This game takes its title from the year that the Suez canal was opened. The authors decided that this year, more than any other, marked a decline from the old age of sailing ships, to the succeeding steam-
In a single-player mode, after setting how long you play for (from five to 26 years) you choose your headquarter's location and are plunged straight into the game. Your base of operations can be in London, Liverpool, Le Harvre, New York or Savannah. Each place has its own advantages and disadvantages. In multi player mode, you get an extra treat - the ship auctions. All players go along and bid against each other for a starting ship. A certain amount of physical prowess is useful to beat the others to the mouse, but of course this is optional.
Infamy! Infamy!
1869 is a graphical point-and-click management simulation. You don't have to play via a mouse - keyboard control is much faster, and less dependent on the dubious quality of Commodore mouse buttons. But it does take more practice to master this control method.
Buying and selling ships is a skill in its own right. Most new players opt for steamships straight away, but this is a very dumb move, because in 1854 coal was expensive, so sail boats are a much better option. Used ships are preferable to brand new ones, since they can be commissioned straight from the shipyard, if the port you are in has one. Buying cargo is much more straightforward.
Point and click at the port you are in, and the merchant's screen comes up. A merchant may have nothing to sell, because some products are seasonal. In a well-developed area, up to two commodities may be up for grabs. If your HQ is in the port, you can store excess quantities. You can also open warehouses wherever you go, if you have the cash.
Cash is the big problem. Most places sell things, but merchants are choosy about what they buy. They will always offer you a price on merchandise, but if they don't want it then you'll make a loss. Small quantities fetch better prices than huge shipments, but getting small quantities of anything is not easy.
At the top right of the screen is the date. You click on this for time to move on, and time can literally change the whole game. There is little point trying to sneak into Savannah for cotton during the American Civil War (1862-1865) because you'll get caught by blockaders most of the time. Running arms to Odessa during the Crimean War is similarly fraught with peril. Sure, if you make it then the pay-off is huge - but you don't make it often enough to make it a good business exercise.
Ich bin ein manual
Most of the noteworthy events in the time line are mentioned in the manual. This quite lengthy tome is unlikely any other I've seen. It's got the historical detail of the Wings (AF16 - 79 per cent), the get-started quick section of a MicroProse manual, and quite a few Germglish howlers that had me in stitches. It makes damned-good reading, though the translators' English is a lot better than my Deutsch.
It's truly unique, a bit over the top in places and totally sanitised in others. The lengthy description of New World passenger conditions is quite stomach turning, but there's no mention of flogging - a common form of punishment for the era.

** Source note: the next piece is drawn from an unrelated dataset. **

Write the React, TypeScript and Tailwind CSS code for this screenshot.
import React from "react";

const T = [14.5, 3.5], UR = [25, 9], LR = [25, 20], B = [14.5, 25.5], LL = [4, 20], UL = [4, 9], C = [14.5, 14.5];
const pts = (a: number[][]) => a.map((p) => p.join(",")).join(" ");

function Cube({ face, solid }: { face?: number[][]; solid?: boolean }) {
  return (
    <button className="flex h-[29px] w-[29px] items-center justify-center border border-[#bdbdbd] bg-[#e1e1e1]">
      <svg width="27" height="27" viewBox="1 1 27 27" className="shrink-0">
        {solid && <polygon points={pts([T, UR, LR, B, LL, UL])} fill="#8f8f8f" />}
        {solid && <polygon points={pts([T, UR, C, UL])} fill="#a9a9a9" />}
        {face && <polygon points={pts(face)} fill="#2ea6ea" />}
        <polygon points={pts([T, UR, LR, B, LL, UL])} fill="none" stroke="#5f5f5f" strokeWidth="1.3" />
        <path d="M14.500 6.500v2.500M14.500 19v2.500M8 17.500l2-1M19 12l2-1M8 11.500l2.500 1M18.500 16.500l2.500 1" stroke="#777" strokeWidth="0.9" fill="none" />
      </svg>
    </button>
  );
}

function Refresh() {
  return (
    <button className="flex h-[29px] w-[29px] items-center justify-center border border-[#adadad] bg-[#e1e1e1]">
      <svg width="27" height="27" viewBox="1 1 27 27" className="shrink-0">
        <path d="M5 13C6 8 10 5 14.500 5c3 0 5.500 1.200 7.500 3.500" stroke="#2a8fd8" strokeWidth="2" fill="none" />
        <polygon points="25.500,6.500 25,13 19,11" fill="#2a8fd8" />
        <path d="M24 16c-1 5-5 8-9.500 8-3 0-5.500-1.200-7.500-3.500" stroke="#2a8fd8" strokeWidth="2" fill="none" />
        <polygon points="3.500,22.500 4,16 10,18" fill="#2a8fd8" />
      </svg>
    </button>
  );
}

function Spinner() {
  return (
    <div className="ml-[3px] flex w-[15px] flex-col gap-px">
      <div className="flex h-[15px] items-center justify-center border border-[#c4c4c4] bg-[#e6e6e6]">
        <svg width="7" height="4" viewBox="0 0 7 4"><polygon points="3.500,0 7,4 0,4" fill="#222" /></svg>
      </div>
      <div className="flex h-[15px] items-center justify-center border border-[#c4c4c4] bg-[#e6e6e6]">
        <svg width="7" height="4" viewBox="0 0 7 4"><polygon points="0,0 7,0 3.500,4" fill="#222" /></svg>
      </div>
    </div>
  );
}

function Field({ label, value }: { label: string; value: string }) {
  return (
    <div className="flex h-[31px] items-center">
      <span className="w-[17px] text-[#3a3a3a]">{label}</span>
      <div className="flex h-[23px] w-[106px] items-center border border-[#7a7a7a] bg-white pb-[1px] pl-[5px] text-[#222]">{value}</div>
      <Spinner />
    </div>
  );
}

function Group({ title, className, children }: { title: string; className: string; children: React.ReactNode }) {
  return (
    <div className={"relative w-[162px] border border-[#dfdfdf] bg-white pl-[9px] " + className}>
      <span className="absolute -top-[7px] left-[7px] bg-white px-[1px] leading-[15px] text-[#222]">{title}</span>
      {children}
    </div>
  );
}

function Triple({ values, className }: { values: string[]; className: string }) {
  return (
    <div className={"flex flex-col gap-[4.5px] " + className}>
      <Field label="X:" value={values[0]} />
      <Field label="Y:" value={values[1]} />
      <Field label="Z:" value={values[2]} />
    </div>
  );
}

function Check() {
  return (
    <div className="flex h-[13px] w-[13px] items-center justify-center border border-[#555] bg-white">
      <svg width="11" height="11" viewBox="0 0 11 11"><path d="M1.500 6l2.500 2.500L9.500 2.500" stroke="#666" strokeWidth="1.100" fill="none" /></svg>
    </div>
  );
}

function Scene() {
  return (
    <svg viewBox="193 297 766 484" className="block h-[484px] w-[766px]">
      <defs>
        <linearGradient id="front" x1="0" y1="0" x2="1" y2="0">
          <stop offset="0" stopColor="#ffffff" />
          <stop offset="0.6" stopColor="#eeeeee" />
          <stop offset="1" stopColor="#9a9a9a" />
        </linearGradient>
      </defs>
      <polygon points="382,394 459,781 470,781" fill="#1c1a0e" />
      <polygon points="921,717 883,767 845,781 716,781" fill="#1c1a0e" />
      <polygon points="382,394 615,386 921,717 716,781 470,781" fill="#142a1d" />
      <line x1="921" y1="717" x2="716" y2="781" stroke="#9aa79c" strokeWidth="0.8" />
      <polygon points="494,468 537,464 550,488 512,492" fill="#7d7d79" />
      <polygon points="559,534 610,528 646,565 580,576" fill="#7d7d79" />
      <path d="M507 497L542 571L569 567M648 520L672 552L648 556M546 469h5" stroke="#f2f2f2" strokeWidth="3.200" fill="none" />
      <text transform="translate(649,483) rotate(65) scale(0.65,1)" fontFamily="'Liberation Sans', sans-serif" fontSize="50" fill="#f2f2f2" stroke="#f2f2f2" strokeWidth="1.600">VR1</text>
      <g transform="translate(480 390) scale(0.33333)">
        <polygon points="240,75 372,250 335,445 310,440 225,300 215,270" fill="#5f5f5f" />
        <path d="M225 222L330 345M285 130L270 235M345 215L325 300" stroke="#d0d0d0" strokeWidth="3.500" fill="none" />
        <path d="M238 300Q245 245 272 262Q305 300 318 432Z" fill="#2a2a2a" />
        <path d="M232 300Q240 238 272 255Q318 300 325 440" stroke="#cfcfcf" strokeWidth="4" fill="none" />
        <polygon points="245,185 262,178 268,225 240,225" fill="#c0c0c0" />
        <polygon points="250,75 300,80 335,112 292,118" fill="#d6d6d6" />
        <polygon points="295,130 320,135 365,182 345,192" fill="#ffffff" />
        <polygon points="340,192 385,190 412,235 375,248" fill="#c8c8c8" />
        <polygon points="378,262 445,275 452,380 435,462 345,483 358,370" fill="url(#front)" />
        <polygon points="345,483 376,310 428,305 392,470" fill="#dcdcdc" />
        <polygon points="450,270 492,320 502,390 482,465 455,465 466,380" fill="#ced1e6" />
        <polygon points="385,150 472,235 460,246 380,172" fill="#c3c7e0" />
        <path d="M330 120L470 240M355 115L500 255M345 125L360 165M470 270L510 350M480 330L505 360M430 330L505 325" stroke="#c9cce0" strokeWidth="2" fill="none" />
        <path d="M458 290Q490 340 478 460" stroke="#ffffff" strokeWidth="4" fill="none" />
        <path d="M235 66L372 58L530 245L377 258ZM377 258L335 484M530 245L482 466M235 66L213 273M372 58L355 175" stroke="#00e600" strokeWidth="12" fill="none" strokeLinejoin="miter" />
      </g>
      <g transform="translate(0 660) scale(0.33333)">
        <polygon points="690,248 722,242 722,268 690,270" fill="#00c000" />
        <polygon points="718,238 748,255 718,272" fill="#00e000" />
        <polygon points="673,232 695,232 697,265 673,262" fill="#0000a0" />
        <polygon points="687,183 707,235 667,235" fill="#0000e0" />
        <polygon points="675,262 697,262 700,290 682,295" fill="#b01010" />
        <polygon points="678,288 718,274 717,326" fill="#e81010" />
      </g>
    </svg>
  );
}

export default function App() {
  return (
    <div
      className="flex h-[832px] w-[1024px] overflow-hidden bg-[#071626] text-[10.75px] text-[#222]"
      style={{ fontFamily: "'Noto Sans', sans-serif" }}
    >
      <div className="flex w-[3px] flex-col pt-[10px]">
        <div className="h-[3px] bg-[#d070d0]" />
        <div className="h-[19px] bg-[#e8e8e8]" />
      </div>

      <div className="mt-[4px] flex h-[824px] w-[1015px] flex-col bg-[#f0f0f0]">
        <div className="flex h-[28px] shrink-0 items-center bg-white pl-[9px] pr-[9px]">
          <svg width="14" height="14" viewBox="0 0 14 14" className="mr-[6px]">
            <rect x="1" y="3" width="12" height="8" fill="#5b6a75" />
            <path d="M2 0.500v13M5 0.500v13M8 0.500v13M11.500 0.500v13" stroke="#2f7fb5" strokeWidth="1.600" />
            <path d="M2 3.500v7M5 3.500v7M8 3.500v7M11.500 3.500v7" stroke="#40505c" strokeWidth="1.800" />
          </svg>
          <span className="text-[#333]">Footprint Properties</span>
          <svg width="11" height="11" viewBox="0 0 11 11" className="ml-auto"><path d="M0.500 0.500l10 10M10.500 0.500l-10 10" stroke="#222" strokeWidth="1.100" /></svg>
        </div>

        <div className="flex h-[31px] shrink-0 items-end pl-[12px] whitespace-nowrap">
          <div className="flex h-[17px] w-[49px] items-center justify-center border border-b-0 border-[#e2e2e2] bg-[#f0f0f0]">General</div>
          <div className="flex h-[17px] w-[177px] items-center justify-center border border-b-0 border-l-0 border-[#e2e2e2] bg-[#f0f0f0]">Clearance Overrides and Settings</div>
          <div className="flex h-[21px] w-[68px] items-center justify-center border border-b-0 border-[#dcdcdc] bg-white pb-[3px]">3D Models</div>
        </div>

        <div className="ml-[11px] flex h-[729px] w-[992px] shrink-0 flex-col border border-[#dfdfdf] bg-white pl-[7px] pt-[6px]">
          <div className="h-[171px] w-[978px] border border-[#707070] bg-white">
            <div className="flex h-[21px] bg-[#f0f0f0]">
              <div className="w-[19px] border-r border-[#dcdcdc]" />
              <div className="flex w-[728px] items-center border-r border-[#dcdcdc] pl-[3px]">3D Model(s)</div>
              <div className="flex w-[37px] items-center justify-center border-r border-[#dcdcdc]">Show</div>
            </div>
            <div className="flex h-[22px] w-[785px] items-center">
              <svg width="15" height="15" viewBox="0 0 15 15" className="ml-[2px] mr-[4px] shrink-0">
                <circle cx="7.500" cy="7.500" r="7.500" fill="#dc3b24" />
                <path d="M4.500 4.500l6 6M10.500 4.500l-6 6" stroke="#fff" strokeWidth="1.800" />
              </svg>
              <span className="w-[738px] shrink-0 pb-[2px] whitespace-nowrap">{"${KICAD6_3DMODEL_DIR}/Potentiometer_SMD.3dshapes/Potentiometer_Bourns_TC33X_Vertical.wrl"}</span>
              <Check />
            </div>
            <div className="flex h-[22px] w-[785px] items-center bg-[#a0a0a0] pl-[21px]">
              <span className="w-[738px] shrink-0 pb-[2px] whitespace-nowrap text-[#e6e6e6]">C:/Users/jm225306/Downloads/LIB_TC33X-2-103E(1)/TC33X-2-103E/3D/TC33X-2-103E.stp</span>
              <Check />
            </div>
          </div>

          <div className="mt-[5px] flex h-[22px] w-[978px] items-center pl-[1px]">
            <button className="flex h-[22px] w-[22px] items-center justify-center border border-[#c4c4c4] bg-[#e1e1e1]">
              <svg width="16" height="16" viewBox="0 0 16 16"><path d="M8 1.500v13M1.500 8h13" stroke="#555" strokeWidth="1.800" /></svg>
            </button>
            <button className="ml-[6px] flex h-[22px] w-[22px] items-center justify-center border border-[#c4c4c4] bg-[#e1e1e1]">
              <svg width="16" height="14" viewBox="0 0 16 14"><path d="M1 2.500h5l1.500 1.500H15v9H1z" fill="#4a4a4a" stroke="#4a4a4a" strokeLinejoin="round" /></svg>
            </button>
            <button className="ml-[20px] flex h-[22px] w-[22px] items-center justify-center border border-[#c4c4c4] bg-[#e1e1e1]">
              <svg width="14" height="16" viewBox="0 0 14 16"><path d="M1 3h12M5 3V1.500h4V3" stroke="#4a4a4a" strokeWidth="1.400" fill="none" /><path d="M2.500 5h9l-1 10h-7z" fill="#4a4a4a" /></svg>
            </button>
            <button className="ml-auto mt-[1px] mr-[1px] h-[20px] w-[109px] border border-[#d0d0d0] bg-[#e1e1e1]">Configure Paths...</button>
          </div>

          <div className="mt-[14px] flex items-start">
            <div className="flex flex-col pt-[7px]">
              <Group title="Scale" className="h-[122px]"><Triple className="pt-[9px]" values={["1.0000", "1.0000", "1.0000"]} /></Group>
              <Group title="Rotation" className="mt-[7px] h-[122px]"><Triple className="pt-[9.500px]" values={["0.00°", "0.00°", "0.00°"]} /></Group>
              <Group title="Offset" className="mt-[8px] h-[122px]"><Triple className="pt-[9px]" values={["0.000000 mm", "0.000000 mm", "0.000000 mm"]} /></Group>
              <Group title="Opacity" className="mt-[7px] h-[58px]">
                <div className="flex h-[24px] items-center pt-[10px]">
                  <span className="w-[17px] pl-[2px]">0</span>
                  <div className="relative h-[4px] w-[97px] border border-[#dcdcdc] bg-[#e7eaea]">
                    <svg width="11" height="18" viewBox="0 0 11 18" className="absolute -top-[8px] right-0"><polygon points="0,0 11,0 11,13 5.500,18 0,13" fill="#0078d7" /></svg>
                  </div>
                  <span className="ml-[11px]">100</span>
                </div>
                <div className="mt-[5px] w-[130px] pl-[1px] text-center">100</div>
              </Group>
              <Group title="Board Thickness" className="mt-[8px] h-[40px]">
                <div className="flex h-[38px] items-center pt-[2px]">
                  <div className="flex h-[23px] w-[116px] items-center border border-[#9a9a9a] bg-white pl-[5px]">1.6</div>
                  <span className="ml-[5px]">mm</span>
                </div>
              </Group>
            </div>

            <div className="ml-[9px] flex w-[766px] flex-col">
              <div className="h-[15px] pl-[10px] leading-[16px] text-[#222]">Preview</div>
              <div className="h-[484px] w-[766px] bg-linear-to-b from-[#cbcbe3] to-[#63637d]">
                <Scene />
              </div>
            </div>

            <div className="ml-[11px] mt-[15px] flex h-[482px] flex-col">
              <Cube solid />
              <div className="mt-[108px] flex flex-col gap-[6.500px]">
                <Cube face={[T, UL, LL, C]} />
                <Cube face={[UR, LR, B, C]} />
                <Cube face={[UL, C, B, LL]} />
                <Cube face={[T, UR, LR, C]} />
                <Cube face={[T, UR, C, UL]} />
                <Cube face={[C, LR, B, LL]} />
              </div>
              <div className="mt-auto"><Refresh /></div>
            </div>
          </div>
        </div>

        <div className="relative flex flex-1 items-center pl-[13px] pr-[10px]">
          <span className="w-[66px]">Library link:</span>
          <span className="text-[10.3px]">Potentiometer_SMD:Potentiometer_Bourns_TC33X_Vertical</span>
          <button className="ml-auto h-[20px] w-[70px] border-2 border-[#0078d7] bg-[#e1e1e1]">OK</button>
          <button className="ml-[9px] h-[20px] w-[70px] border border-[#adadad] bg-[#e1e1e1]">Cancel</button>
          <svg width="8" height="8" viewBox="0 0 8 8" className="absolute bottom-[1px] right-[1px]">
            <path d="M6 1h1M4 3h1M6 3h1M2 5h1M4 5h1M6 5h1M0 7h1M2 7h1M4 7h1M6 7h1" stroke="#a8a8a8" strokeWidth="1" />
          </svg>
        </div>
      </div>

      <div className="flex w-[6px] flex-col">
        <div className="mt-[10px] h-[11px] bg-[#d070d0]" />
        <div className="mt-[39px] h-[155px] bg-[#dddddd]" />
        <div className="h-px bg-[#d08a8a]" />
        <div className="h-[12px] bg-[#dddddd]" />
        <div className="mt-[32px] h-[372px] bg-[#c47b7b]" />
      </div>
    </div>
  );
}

Is it any fun? Well, in solo-player mode, it lacks depth. It has some humorous animations, but you don't get enough in the way of difficulty levels or different scenarios. Initially it does seem like a one-track game - well, that's how I felt after 10 hours of play. After those 10 hours, though, I tried playing against some friends. Then the game changed. You see, if you buy up the goods from a port, or heavily supply goods to a port, then the other players suffer if they try the same run but come second. You have cornered the market and there's not a lot they can do. OK, to be honest after a couple of hours they sussed me out, and 1869 became a mother of all battles.
We staged 'real' tea races to see who could run the fastest shipments of illegals, who could grab the richest markets right from under your nose. This naturally led to alliances, power groups, treaties and all sorts of other mayhem. The time line may stay the same, but the way you play alters the game every time. A bit like chess, but much more subtle and less headache inducing.
Social animal
If you never play computer games socially, this is with other people, then you probably won't like 1869. Well, unless you're heavily into management simulations and like making naval logs to map out the world markets. I found it just too pointless in solo-player mode, it's also very, very difficult. The straw that breaks your bank is the tax man, who calls at the end of every year. How true to life.
Usually, I prefer to play games that are more escapist than this. But I did get this one insight from it - merchant navy captains of the last century were often inhumane. The reason why is quite simply that the job demanded it - you had to be in order to stay in business, let alone make a profit. It's naïve to judge people from yesterday by today's standards.
If you're heavily into 19th century nautical history, or play on an Amiga with other enlightened beings, and the idea of pretending to be a hard-nosed, back-stabbing, scrupulous capitalist appeals to you, then go buy this game. Just be prepared to play like a real Thatcherite.